:: Task details ::
Retype the opening lines of the data exactly, stopping after the line that contains "type GuideType = 'none'". Skip every picture.

## Start Source material

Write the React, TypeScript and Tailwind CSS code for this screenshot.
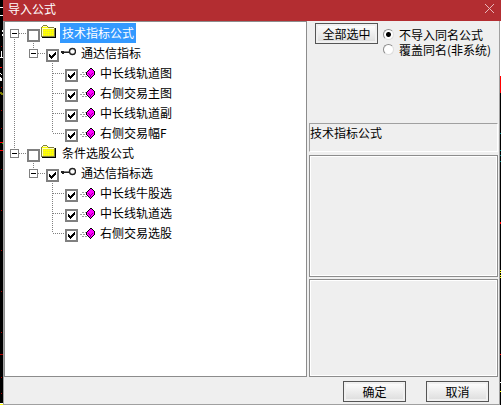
import React, { useState } from 'react';

type NodeKind = 'folder' | 'group' | 'formula';

interface TreeRow {
  id: string;
  label: string;
  kind: NodeKind;
  checked: boolean;
  // guide lines drawn left of the checkbox, one per level
  guides: GuideType[];
}

type GuideType = 'none' | 'line' | 'tee' | 'end' | 'first' | 'last' | 'only';

const ROWS: TreeRow[] = [
  { id: 'tech', label: '技术指标公式', kind: 'folder', checked: false, guides: ['first'] },
  { id: 'tech-tdx', label: '通达信指标', kind: 'group', checked: true, guides: ['line', 'only'] },
  { id: 'tech-1', label: '中长线轨道图', kind: 'formula', checked: true, guides: ['line', 'none', 'tee'] },
  { id: 'tech-2', label: '右侧交易主图', kind: 'formula', checked: true, guides: ['line', 'none', 'tee'] },
  { id: 'tech-3', label: '中长线轨道副', kind: 'formula', checked: true, guides: ['line', 'none', 'tee'] },
  { id: 'tech-4', label: '右侧交易幅F', kind: 'formula', checked: true, guides: ['line', 'none', 'end'] },
  { id: 'cond', label: '条件选股公式', kind: 'folder', checked: false, guides: ['last'] },
  { id: 'cond-tdx', label: '通达信指标选', kind: 'group', checked: true, guides: ['none', 'only'] },
  { id: 'cond-1', label: '中长线牛股选', kind: 'formula', checked: true, guides: ['none', 'none', 'tee'] },
  { id: 'cond-2', label: '中长线轨道选', kind: 'formula', checked: true, guides: ['none', 'none', 'tee'] },
  { id: 'cond-3', label: '右侧交易选股', kind: 'formula', checked: true, guides: ['none', 'none', 'end'] },
];

function Guide({ type }: { type: GuideType }) {
  const isExpander = type === 'first' || type === 'last' || type === 'only';
  const isBranch = isExpander || type === 'tee' || type === 'end';
  const hasTop = type !== 'none' && type !== 'first';
  const hasBottom = type === 'line' || type === 'tee' || type === 'first';

  const drawing = (
    <svg
      width={isBranch ? 22 : 19}
      height="20"
      shapeRendering="crispEdges"
      stroke="#808080"
      fill="none"
      className="block shrink-0"
    >
      {hasTop && <path d="M9.5 0V10" strokeDasharray="1 1" />}
      {hasBottom && <path d="M9.5 10V20" strokeDasharray="1 1" />}
      {isBranch && <path d="M10 10.5H21" strokeDasharray="1 1" />}
      {isExpander && (
        <>
          <rect x="5.5" y="6.5" width="8" height="8" fill="#fff" />
          <path d="M7 10.5H12" stroke="#000" />
        </>
      )}
    </svg>
  );

  if (isExpander) {
    return (
      <button type="button" aria-label="折叠" className="shrink-0">
        {drawing}
      </button>
    );
  }
  return drawing;
}

function FolderIcon() {
  return (
    <svg width="16" height="16" shapeRendering="crispEdges" className="block shrink-0">
      <path d="M2 0H6V1H7V2H13V3H14V12H0V2H1V1H2Z" fill="#808040" />
      <path d="M2 1H6V2H7V3H13V11H1V2H2Z" fill="#ffff00" />
      <path d="M2 4.5H13M2 6.5H13M2 8.5H13M2 10.5H13" stroke="#e0e040" strokeDasharray="1 1" />
      <path d="M2 1H6V2H2ZM1 3H13V4H2V11H1Z" fill="#ffffc0" />
      <path d="M14 3H15V13H1V12H14Z" fill="#000" />
    </svg>
  );
}

function GroupIcon() {
  return (
    <svg width="16" height="16" fill="none" className="block shrink-0">
      <path d="M1 6H4V7H9V8H4V9H2V8H1Z" fill="#222" />
      <path d="M4 6.5H9" stroke="#888" />
      <circle cx="12.5" cy="6.5" r="3" stroke="#222" strokeWidth="1.4" />
    </svg>
  );
}

function FormulaIcon() {
  return (
    <svg width="16" height="16" shapeRendering="crispEdges" className="block shrink-0">
      <path d="M3 7.5H7M1 9.5H6M3 11.5H8" stroke="#a0a0a0" strokeDasharray="2 1" />
      <path
        d="M11 3H13V4H14V5H15V6H16V10H15V11H14V12H13V13H12V14H11V13H10V12H9V11H8V10H7V7H8V6H9V5H10V4H11Z"
        fill="#000"
      />
      <path d="M11 4H13V5H14V6H15V10H14V11H13V12H12V13H11V12H10V11H9V10H8V7H9V6H10V5H11Z" fill="#ff00ff" />
      <path d="M9 8H10V9H11V10H12V9H13V8H14V9H13V10H12V12H11V10H10V9H9Z" fill="#900090" />
    </svg>
  );
}

function NodeIcon({ kind }: { kind: NodeKind }) {
  if (kind === 'folder') return <FolderIcon />;
  if (kind === 'group') return <GroupIcon />;
  return <FormulaIcon />;
}

interface TreeItemProps {
  row: TreeRow;
  checked: boolean;
  selected: boolean;
  onToggle: () => void;
}

function TreeItem({ row, checked, selected, onToggle }: TreeItemProps) {
  return (
    <li className="flex h-5 items-center">
      {row.guides.map((type, i) => (
        <Guide key={i} type={type} />
      ))}
      <span className="mb-px mr-px grid shrink-0 self-end">
        <input
          type="checkbox"
          id={row.id}
          checked={checked}
          onChange={onToggle}
          className="col-start-1 row-start-1 size-[13px] appearance-none border-2 border-[#808080] bg-white"
        />
        {checked && (
          <svg width="13" height="13" shapeRendering="crispEdges" className="pointer-events-none col-start-1 row-start-1">
            <path d="M3 5H4V6H5V7H6V6H7V5H8V4H9V3H10V6H9V7H8V8H7V9H6V10H5V9H4V8H3Z" fill="#000" />
          </svg>
        )}
      </span>
      <NodeIcon kind={row.kind} />
      <label
        htmlFor={row.id}
        className={
          selected
            ? 'ml-[3px] whitespace-nowrap bg-[#3399ff] px-0.5 leading-5 text-white'
            : 'ml-[3px] whitespace-nowrap px-0.5 leading-5'
        }
      >
        {row.label}
      </label>
    </li>
  );
}

function ChartEdgeLeft() {
  return (
    <svg width="3" height="405" shapeRendering="crispEdges" className="block">
      <path d="M0 7h3v1H0zM0 15h3v1H0zM2 30h1v2H2zM2 34h1v2H2zM1 51h1v6h1v1H0v-1h1zM0 73h1v1H0zM1 74h1v1H1zM0 77h1v1h1v3H0zM0 403h3v1H0z" fill="#fff" />
      <path d="M0 67h2v1H0zM0 142h3v1H0zM0 150h3v1H0z" fill="#f00" />
      <path d="M1 46h1v1H1zM1 87h1v1H1zM1 110h1v1H1zM1 128h1v1H1zM1 169h1v1H1zM1 210h1v1H1zM1 250h1v1H1zM1 291h1v1H1zM1 332h1v1H1zM0 354h3v1H0zM1 377h1v1H1zM1 393h1v1H1z" fill="#b00000" />
      <path d="M0 92h2v1h1v2H1v-1H0z" fill="#808000" />
      <path d="M2 143h1v1H2z" fill="#0c0" />
      <path d="M0 404h3v1H0z" fill="#ff0" />
    </svg>
  );
}

function ChartEdgeRight() {
  return (
    <svg width="1" height="384" shapeRendering="crispEdges" className="block">
      <path d="M0 0h1v55H0zM0 361h1v1H0z" fill="#fff" />
      <path d="M0 55h1v17H0zM0 201h1v2H0zM0 333h1v1H0z" fill="#f00" />
      <path d="M0 112h1v1H0zM0 129h1v1H0zM0 134h1v1H0zM0 140h1v1H0z" fill="#008080" />
      <path d="M0 249h1v1H0zM0 251h1v1H0zM0 254h1v1H0zM0 256h1v1H0zM0 370h1v1H0z" fill="#ff0" />
    </svg>
  );
}

function DialogButton({ children, onClick }: { children: React.ReactNode; onClick?: () => void }) {
  return (
    <button
      type="button"
      onClick={onClick}
      className="h-[21px] w-[63px] shrink-0 border border-[#555] bg-linear-to-b from-white to-[#dcdcdc] text-center leading-[19px] shadow-[inset_0_0_0_2px_#f0f0f0]"
    >
      {children}
    </button>
  );
}

const RADIO_CLASS =
  'size-[11px] shrink-0 appearance-none rounded-full border border-[#8c8c8c] border-r-[#dddddd] border-b-[#dddddd] bg-white checked:bg-[radial-gradient(circle,#000_2px,#fff_3px)]';

export default function App() {
  const [checked, setChecked] = useState<Record<string, boolean>>(
    Object.fromEntries(ROWS.map((row) => [row.id, row.checked]))
  );
  const [mode, setMode] = useState('skip');

  const toggle = (id: string) => setChecked((prev) => ({ ...prev, [id]: !prev[id] }));
  const selectAll = () => setChecked(Object.fromEntries(ROWS.map((row) => [row.id, true])));

  return (
    <div className="flex min-h-screen bg-black font-['Noto_Sans_CJK_SC',sans-serif] text-[12px] text-black">
      <div className="w-[3px] shrink-0">
        <ChartEdgeLeft />
      </div>
      <div className="flex min-w-0 flex-1 flex-col">
        <header className="flex h-[21px] items-start justify-between bg-[#b32d31] pl-[5px] pr-[7px] text-white">
          <h1 className="leading-[18px]">导入公式</h1>
          <button type="button" aria-label="关闭" className="pt-1">
            <svg width="9" height="9" stroke="#e8b8ba" className="block">
              <path d="M0 0L9 9M9 0L0 9" />
            </svg>
          </button>
        </header>
        <div className="flex flex-1">
          <div className="flex min-w-0 flex-1 flex-col border-x border-b border-[#a0a0a0] bg-[#efefef]">
            <main className="flex flex-1">
              <ul className="min-w-0 flex-1 border border-[#8c8c8c] bg-white pt-px">
                {ROWS.map((row) => (
                  <TreeItem
                    key={row.id}
                    row={row}
                    checked={checked[row.id]}
                    selected={row.id === 'tech'}
                    onToggle={() => toggle(row.id)}
                  />
                ))}
              </ul>
              <section className="flex w-[192px] shrink-0 flex-col pl-0.5 pr-px">
                <div className="flex h-[102px] items-start gap-[5px] pl-1.5 pt-0.5">
                  <DialogButton onClick={selectAll}>全部选中</DialogButton>
                  <div className="pt-1">
                    <label className="flex items-center gap-[5px] whitespace-nowrap leading-[15px]">
                      <input
                        type="radio"
                        name="mode"
                        checked={mode === 'skip'}
                        onChange={() => setMode('skip')}
                        className={RADIO_CLASS}
                      />
                      不导入同名公式
                    </label>
                    <label className="flex items-center gap-[5px] whitespace-nowrap leading-[15px]">
                      <input
                        type="radio"
                        name="mode"
                        checked={mode === 'overwrite'}
                        onChange={() => setMode('overwrite')}
                        className={RADIO_CLASS}
                      />
                      覆盖同名(非系统)
                    </label>
                  </div>
                </div>
                <p className="mb-[3px] h-[29px] border border-[#a0a0a0] border-r-white border-b-white leading-[18px]">
                  技术指标公式
                </p>
                <div className="mb-0.5 h-[122px] border border-[#8c8c8c] shadow-[inset_0_0_0_1px_#fff]" />
                <div className="min-h-[98px] flex-1 border border-[#8c8c8c] shadow-[inset_0_0_0_1px_#fff]" />
              </section>
            </main>
            <footer className="flex justify-end gap-5 pb-0.5 pr-2.5 pt-1">
              <DialogButton>确定</DialogButton>
              <DialogButton>取消</DialogButton>
            </footer>
          </div>
          <div className="w-px shrink-0">
            <ChartEdgeRight />
          </div>
        </div>
      </div>
    </div>
  );
}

## End Source material

:: Finished answer ::
Write the React, TypeScript and Tailwind CSS code for this screenshot.
import React, { useState } from 'react';

type NodeKind = 'folder' | 'group' | 'formula';

interface TreeRow {
  id: string;
  label: string;
  kind: NodeKind;
  checked: boolean;
  // guide lines drawn left of the checkbox, one per level
  guides: GuideType[];
}

type GuideType = 'none' | 'line' | 'tee' | 'end' | 'first' | 'last' | 'only';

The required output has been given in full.